### Source records
####

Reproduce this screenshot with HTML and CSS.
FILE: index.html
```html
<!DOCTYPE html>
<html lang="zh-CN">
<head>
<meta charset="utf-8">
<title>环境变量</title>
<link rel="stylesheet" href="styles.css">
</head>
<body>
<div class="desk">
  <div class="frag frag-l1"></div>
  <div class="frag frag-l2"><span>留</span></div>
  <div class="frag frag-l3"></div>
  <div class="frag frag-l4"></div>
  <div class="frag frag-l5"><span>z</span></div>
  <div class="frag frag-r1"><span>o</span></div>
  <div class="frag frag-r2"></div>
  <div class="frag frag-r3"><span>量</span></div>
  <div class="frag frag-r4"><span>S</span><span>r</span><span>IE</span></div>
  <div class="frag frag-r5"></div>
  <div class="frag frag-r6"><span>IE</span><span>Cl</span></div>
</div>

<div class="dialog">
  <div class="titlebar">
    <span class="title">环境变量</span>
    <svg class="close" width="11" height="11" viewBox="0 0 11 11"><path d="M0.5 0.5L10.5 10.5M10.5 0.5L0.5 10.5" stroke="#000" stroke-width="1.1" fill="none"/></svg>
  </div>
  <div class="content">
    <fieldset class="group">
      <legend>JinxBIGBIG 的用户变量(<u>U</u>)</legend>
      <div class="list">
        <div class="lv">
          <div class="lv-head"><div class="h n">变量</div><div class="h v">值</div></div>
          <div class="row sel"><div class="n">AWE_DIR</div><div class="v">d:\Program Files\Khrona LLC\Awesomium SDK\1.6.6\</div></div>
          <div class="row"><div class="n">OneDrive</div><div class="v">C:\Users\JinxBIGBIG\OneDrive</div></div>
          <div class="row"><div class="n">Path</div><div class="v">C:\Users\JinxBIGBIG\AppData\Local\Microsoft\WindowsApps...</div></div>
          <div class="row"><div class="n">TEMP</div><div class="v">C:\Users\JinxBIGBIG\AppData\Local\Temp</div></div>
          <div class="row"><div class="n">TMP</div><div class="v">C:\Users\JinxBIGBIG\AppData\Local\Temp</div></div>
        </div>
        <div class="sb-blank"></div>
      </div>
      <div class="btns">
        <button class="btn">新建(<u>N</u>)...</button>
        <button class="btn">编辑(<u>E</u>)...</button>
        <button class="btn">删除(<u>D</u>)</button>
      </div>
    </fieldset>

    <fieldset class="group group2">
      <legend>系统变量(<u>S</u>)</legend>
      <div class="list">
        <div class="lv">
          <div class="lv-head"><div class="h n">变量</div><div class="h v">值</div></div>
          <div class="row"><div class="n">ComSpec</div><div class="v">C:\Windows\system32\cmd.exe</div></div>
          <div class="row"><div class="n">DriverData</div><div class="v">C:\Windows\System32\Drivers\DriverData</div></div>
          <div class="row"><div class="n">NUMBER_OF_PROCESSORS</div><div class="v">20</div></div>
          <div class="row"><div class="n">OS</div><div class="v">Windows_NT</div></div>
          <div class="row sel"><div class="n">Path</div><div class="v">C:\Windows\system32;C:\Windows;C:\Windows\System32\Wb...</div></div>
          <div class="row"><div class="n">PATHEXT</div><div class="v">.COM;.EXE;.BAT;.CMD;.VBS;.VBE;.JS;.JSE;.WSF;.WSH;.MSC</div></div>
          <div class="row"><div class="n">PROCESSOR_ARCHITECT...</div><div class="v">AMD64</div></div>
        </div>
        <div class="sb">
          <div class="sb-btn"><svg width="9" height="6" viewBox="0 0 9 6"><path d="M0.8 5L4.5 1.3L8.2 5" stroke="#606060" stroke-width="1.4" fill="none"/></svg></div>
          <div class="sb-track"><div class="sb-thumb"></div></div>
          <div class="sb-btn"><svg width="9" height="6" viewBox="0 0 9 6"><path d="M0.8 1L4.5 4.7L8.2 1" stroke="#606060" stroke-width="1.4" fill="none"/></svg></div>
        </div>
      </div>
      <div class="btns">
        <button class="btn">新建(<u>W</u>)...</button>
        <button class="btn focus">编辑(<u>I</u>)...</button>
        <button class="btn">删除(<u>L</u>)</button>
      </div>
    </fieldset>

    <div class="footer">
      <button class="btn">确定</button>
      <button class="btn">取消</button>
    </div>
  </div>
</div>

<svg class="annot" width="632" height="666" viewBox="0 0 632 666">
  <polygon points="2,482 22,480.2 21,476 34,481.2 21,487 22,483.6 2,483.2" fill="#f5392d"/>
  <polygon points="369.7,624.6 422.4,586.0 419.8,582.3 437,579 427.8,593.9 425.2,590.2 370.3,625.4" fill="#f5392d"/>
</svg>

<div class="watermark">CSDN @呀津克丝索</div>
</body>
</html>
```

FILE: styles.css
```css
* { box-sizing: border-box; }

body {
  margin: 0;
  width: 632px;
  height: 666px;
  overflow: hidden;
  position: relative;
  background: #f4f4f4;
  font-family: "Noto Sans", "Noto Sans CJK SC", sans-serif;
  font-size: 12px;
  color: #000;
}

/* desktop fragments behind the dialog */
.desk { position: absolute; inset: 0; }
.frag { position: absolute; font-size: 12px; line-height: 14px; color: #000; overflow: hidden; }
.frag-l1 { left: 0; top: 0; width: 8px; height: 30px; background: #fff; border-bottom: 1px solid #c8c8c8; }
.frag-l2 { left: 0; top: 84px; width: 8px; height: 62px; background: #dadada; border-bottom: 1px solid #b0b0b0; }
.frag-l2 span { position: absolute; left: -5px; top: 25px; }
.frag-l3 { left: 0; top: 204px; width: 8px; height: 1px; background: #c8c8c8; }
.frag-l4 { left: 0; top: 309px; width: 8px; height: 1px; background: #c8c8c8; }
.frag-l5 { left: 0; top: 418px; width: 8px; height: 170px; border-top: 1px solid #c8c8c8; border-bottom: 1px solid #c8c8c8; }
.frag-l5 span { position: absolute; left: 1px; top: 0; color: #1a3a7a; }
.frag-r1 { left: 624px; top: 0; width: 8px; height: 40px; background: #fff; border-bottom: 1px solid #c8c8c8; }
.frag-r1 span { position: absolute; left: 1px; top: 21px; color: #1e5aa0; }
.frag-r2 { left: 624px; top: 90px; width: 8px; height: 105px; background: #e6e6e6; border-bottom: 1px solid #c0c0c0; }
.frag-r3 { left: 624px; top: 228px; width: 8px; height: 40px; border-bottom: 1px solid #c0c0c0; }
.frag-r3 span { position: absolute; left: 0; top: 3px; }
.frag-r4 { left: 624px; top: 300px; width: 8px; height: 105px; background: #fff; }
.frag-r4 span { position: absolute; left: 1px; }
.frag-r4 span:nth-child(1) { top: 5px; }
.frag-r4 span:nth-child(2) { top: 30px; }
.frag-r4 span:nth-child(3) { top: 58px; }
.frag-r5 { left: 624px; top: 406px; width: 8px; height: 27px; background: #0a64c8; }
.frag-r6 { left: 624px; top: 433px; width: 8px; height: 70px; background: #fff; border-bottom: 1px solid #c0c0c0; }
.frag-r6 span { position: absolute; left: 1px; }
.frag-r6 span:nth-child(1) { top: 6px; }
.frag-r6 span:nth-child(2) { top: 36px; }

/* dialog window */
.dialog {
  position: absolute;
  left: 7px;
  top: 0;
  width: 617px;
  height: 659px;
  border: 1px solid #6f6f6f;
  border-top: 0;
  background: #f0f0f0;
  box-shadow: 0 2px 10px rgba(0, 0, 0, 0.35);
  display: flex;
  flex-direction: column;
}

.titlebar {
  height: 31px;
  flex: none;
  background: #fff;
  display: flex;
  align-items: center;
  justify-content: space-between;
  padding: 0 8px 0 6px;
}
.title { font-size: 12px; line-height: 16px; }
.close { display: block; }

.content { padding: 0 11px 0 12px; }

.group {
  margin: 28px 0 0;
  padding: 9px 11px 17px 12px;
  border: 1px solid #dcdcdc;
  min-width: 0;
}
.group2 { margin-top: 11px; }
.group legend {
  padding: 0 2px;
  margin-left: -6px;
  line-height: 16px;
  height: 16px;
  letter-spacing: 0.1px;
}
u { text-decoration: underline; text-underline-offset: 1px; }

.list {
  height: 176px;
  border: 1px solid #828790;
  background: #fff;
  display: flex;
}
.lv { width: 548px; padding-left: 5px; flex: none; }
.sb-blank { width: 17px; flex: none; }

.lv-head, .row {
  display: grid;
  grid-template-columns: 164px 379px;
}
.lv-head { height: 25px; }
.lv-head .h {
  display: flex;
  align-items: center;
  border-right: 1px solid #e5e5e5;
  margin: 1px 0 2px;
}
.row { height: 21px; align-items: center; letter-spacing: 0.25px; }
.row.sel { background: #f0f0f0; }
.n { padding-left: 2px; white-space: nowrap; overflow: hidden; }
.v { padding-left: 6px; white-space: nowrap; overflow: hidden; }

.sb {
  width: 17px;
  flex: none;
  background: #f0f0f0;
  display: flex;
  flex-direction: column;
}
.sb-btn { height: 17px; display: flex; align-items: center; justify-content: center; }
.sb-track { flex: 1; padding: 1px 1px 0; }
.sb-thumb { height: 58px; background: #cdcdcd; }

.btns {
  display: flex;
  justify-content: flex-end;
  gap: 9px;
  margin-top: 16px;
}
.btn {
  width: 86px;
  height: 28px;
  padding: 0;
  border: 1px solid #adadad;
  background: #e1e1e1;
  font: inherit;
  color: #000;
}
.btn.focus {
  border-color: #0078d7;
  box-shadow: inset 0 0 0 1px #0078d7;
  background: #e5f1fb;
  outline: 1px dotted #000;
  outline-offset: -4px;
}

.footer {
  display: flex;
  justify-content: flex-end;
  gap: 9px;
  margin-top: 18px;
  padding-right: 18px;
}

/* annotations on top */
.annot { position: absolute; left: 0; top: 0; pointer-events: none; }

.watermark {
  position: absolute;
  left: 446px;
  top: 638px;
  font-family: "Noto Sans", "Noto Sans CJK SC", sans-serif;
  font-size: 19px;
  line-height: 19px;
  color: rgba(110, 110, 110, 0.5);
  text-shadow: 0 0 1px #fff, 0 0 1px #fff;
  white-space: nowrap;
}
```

####

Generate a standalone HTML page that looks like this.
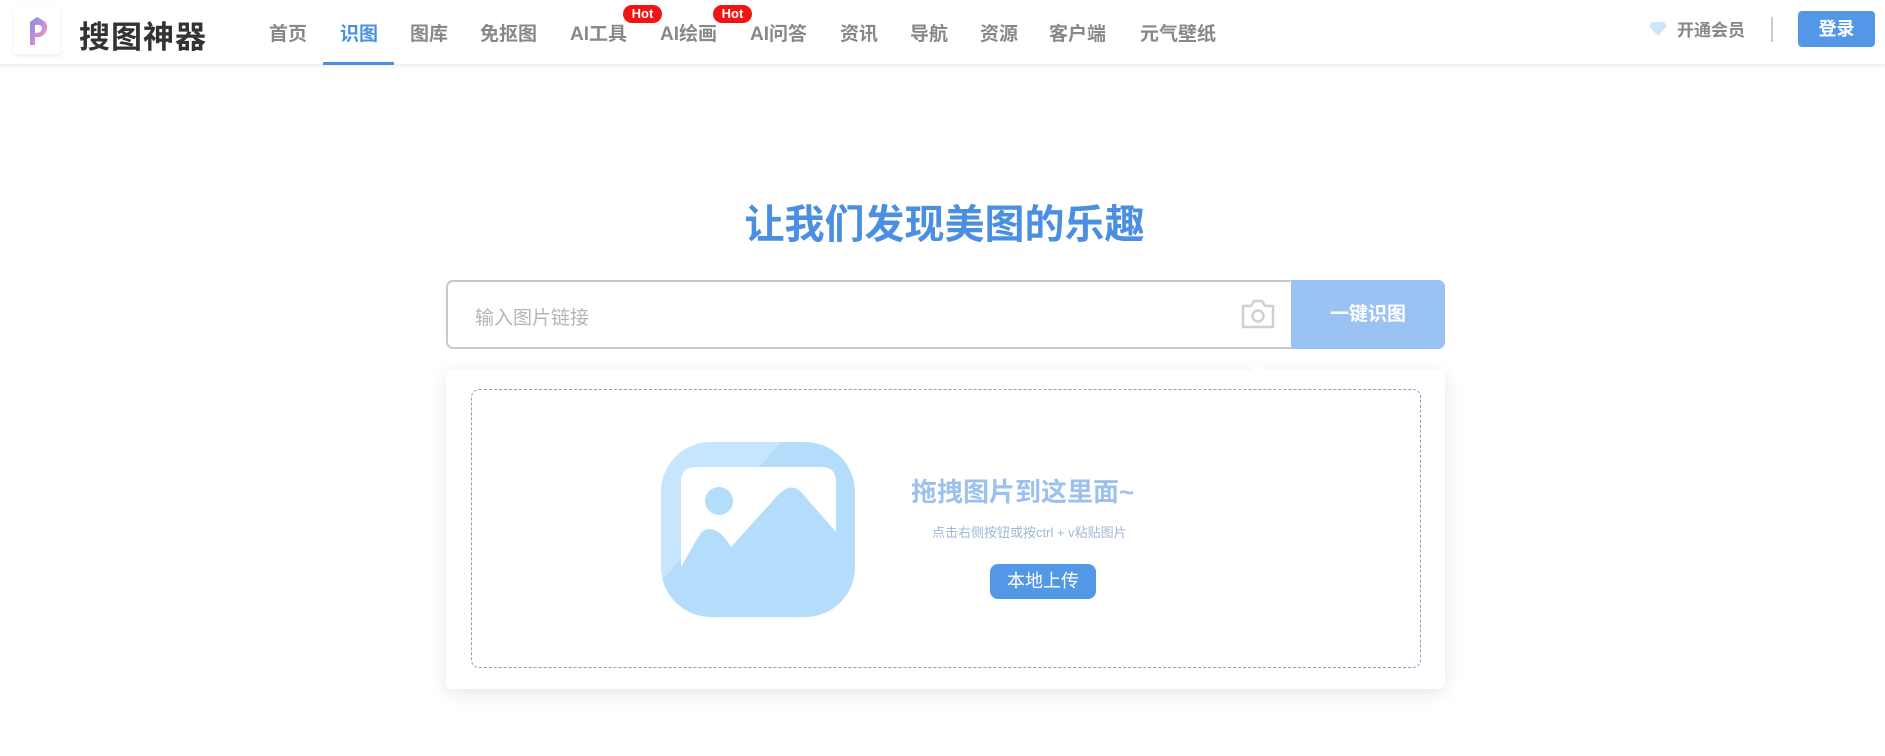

####

### Task objective
Pull out and copy each line containing the string "this".

### Complete response
Reproduce this screenshot with HTML and CSS.
Generate a standalone HTML page that looks like this.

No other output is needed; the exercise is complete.